On August 22, 2020, as Kriuchkov tried to leave the country from Los Angeles, agents arrested him. Court documents later showed he had traveled across the U.S. (New York, Nevada, California) specifically to recruit the insider.
Aftermath: Guilty Plea and a Wake-Up Call
In March 2021, Kriuchkov pleaded guilty to conspiracy to introduce malware into a U.S. company’s computer network. Elon Musk publicly confirmed the attempt, calling it a “serious attack” that Tesla and the FBI had successfully thwarted before any damage was done.
The case highlighted how ransomware gangs were evolving. Instead of relying solely on phishing emails or software vulnerabilities, they were willing to spend big money recruiting insiders turning trusted employees into the weakest link.
Lessons Every Company (and Employee) Should Learn
- Insider threats are real and expensive to prevent. Even a single compromised employee with physical or network access can bypass the best firewalls.
- Social engineering still works. Free drinks, vacations, and “old friend” chats remain effective because they feel human, not suspicious.

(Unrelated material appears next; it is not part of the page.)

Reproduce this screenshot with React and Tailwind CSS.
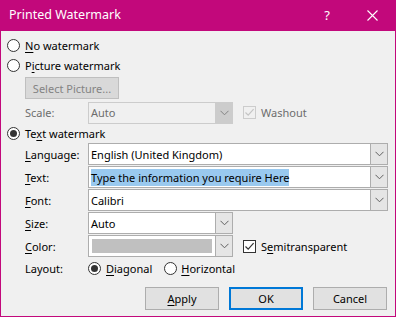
import React from "react";

const font = { fontFamily: '"Segoe UI", "Noto Sans", sans-serif' };

function Radio({ checked }) {
  return (
    <span className="relative inline-flex h-[13px] w-[13px] shrink-0 items-center justify-center rounded-full border border-[#333333] bg-white">
      {checked && <span className="h-[7px] w-[7px] rounded-full bg-[#333333]" />}
    </span>
  );
}

function Check({ checked, disabled }) {
  return (
    <span
      className={
        "inline-flex h-[13px] w-[13px] shrink-0 items-center justify-center border " +
        (disabled ? "border-[#cccccc] bg-[#f0f0f0]" : "border-[#333333] bg-white")
      }
    >
      {checked && (
        <svg width="11" height="11" viewBox="0 0 11 11">
          <path
            d="M1.5 5.5 L4.2 8.2 L9.6 2.2"
            fill="none"
            stroke={disabled ? "#c4c4c4" : "#333333"}
            strokeWidth="1.2"
          />
        </svg>
      )}
    </span>
  );
}

function Chevron({ color }) {
  return (
    <svg width="9" height="6" viewBox="0 0 9 6">
      <path d="M0.5 0.8 L4.5 4.8 L8.5 0.8" fill="none" stroke={color} strokeWidth="1" />
    </svg>
  );
}

function Combo({ wide, disabled, children }) {
  return (
    <div
      className={
        "flex h-[22px] items-stretch border " +
        (wide ? "w-[300px] " : "w-[145px] ") +
        (disabled ? "border-[#cccccc] bg-[#f0f0f0]" : "border-[#adadad] bg-white")
      }
    >
      <div className="flex min-w-0 flex-1 items-center pl-[2px]">{children}</div>
      <div
        className={
          "flex w-[17px] items-center justify-center border-l " +
          (disabled ? "border-[#cccccc] bg-[#cccccc]" : "border-[#adadad] bg-[#e5e5e5]")
        }
      >
        <Chevron color={disabled ? "#838383" : "#606060"} />
      </div>
    </div>
  );
}

function U({ children }) {
  return <span className="underline underline-offset-[1.5px]">{children}</span>;
}

function Label({ children, disabled }) {
  return (
    <div className={"w-[63px] shrink-0 " + (disabled ? "text-[#6d6d6d]" : "")}>{children}</div>
  );
}

function Btn({ children, primary }) {
  return (
    <div
      className={
        "flex h-[23px] w-[74px] items-center justify-center bg-[#e1e1e1] " +
        (primary ? "border-2 border-[#0078d7]" : "border border-[#adadad]")
      }
    >
      {children}
    </div>
  );
}

export default function App() {
  return (
    <div
      className="flex h-[317px] w-[396px] flex-col bg-[#c2087b] text-[11px] leading-none text-black"
      style={font}
    >
      <div className="flex h-[31px] shrink-0 items-center text-white">
        <div className="flex-1 pl-[9px] text-[12.5px]">Printed Watermark</div>
        <div className="w-[46px] text-center text-[13px]">?</div>
        <div className="flex w-[46px] items-center justify-center pr-[2px]">
          <svg width="11" height="11" viewBox="0 0 11 11">
            <path d="M0.5 0.5 L10.5 10.5 M10.5 0.5 L0.5 10.5" stroke="white" strokeWidth="1.1" />
          </svg>
        </div>
      </div>
      <div className="mx-px mb-px flex flex-1 flex-col bg-[#f0f0f0] pl-[6px]">
        <div className="mt-[4px] flex h-[20px] items-center gap-[5px]">
          <Radio />
          <span>
            <U>N</U>o watermark
          </span>
        </div>
        <div className="flex h-[20px] items-center gap-[5px]">
          <Radio />
          <span>
            P<U>i</U>cture watermark
          </span>
        </div>
        <div className="mt-[2px] pl-[18px]">
          <div className="flex h-[22px] w-[94px] items-center justify-center border border-[#bfbfbf] bg-[#d9d9d9] text-[#838383]">
            Select Picture...
          </div>
        </div>
        <div className="mt-[3px] flex h-[21px] items-center pl-[18px]">
          <Label disabled>Scale:</Label>
          <Combo disabled>
            <span className="text-[#6d6d6d]">Auto</span>
          </Combo>
          <div className="ml-[10px] flex items-center gap-[5px] text-[#6d6d6d]">
            <Check checked disabled />
            <span>Washout</span>
          </div>
        </div>
        <div className="flex h-[20px] items-center gap-[5px]">
          <Radio checked />
          <span>
            Te<U>x</U>t watermark
          </span>
        </div>
        <div className="flex flex-col gap-px pl-[18px]">
          <div className="flex items-center">
            <Label>
              <U>L</U>anguage:
            </Label>
            <Combo wide>English (United Kingdom)</Combo>
          </div>
          <div className="flex items-center">
            <Label>
              <U>T</U>ext:
            </Label>
            <Combo wide>
              <span className="bg-[#99c9ef] py-[3px]">Type the information you require Here</span>
            </Combo>
          </div>
          <div className="flex items-center">
            <Label>
              <U>F</U>ont:
            </Label>
            <Combo wide>Calibri</Combo>
          </div>
          <div className="flex items-center">
            <Label>
              <U>S</U>ize:
            </Label>
            <Combo>Auto</Combo>
          </div>
          <div className="flex items-center">
            <Label>
              <U>C</U>olor:
            </Label>
            <Combo>
              <div className="mr-[3px] ml-[1px] h-[14px] flex-1 bg-[#c0c0c0]" />
            </Combo>
            <div className="ml-[10px] flex items-center gap-[5px]">
              <Check checked />
              <span>
                S<U>e</U>mitransparent
              </span>
            </div>
          </div>
          <div className="flex h-[21px] items-center">
            <Label>Layout:</Label>
            <div className="flex items-center gap-[5px]">
              <Radio checked />
              <span>
                <U>D</U>iagonal
              </span>
            </div>
            <div className="ml-[12px] flex items-center gap-[4px]">
              <Radio />
              <span>
                <U>H</U>orizontal
              </span>
            </div>
          </div>
        </div>
        <div className="mt-[8px] flex justify-end gap-[10px] pr-[8px]">
          <Btn>
            <span>
              <U>A</U>pply
            </span>
          </Btn>
          <Btn primary>OK</Btn>
          <Btn>Cancel</Btn>
        </div>
      </div>
    </div>
  );
}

- Quick reporting saves the day. Tesla’s employee could have become rich overnight. Instead, his decision protected thousands of jobs, proprietary technology, and customer data.
- Collaboration between companies and law enforcement works. Tesla’s rapid response and the employee’s willingness to cooperate led to an arrest in weeks.
Final Thoughts
This wasn’t a Hollywood hacker movie with lines of green code. It was a real-world story of greed versus integrity, played out over drinks in Nevada and recorded hotel-room conversations. One Tesla worker’s choice turned a potential multimillion-dollar cyber-heist into a federal case that ended with a guilty plea.
In an era when ransomware crews are bolder than ever, this incident reminds us that the best cybersecurity defense isn’t always the latest software update it’s often an honest employee who simply says “no.”